Ada yang membedakan berlibur dan rehat refreshing biasa, salah satunya dengan kegiatan dokumentasi, sebagai cara saya meninggalkan jejak sudah pernah ke sana. Biasanya tempat tertentu bisa dua atau sampai tiga kali diangkat, karena memang menarik dan sebagai penghubung untuk tujuan lain.
Untuk liburan kilat dan kota sendiri, akhirnya ada dua dokumentasi, sekaligus menggunakan lagu kenangan Senam Kesegaran Jasmani sebagai soundtrack-nya. Untuk liburan di hari minggu, saya memakai lagu SKJ 92, sementara untuk esoknya di versi malam pakai lagu SKJ 88, cukup menarik untuk sebuah nostalgia dan imajinasi. Xp
Uniknya (dan memang disengaja) untuk SKJ 1992, lagu ini juga sengaja saya pakai, untuk dokumentasi kota Jakarta pertama kali sepuluh tahun lalu. Bedanya dulu itu durasinya dipotong, sementara untuk versi tahun 2022 ini punya durasi lengkap, dari adegan pemanasan, latihan inti dan pendinginan.
Bahkan dalam waktu yang singkat saya juga berlibur kilat di jalanan ibu kota. Karena niatnya untuk mengabadikan titik jalur tertentu, berlokasi di lima wilayah administrasi ibu kota, dari Pusat Barat Utara Selatan dan Timur, sedikit ceritanya sudah dituliskan di sini, bahasannya tentang titik perbatasan di dalam kota.
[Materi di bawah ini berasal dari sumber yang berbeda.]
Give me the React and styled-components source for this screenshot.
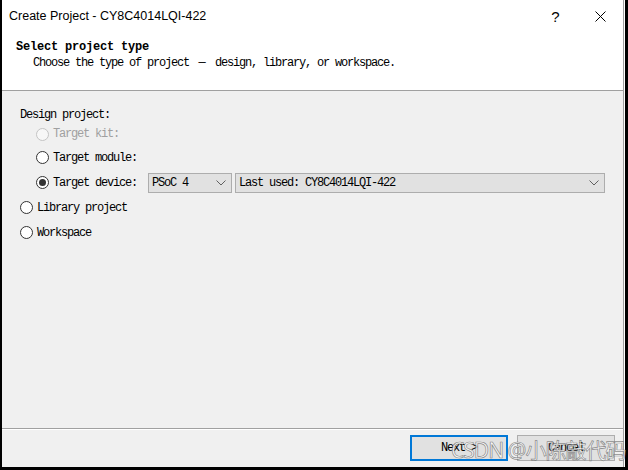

Beruntungnya rencana mengabadikan jalan di atas kendaraan roda dua bisa dilakukan. Mengingat pada periode tertentu sewaktu dulu, pernah ada aturan yang melarang kendaraan roda dua melintas di sepanjang Sudirman Thamrin. Alasannya untuk kemacetan, padahal sesungguhnya yang justru bikin macet itu pastinya kendaraan roda empat, dengan ukurannya yang lebih besar dan lebar.
Alasan lainnya agar di sepanjang kawasan itu lebih modern dan maju, artinya hanya mengandalkan tampilan kendaraan saja. Hampir serupa dengan kebijakan beberapa pusat perbelanjaan, ketika hanya menyediakan lahan parkir untuk kendaraan roda empat saja. Mungkin saja niatnya untuk lebih membuat pamor tinggi, alias hanya warga yang tingkat sosialnya lebih berada yang bisa datang. Hingga muncul sebuah ledekan bahwa pengunjung roda dua dianaktirikan, memang begitulah kenyataannya.
Kalau dibilang hanya untuk kaum berada juga tidak tepat, karena adanya pengunjung yang menggunakan transportasi publik. Satu layanan yang masuk dalam dokumentasi saya, dalam hal itu MRT dan KRL, sementara untuk bis Transjakarta belum, karena hanya haltenya saja yang eksis masuk rekaman. Xp
Artinya kota ini milik bersama, dengan beberapa pilihan ketika seseorang berpindah dari satu tempat ke tempat lain. Termasuk juga untuk turis dari daerah lain. Secara kebetulan untuk cerita ini turisnya dari kota sendiri, berlibur di kota sendiri.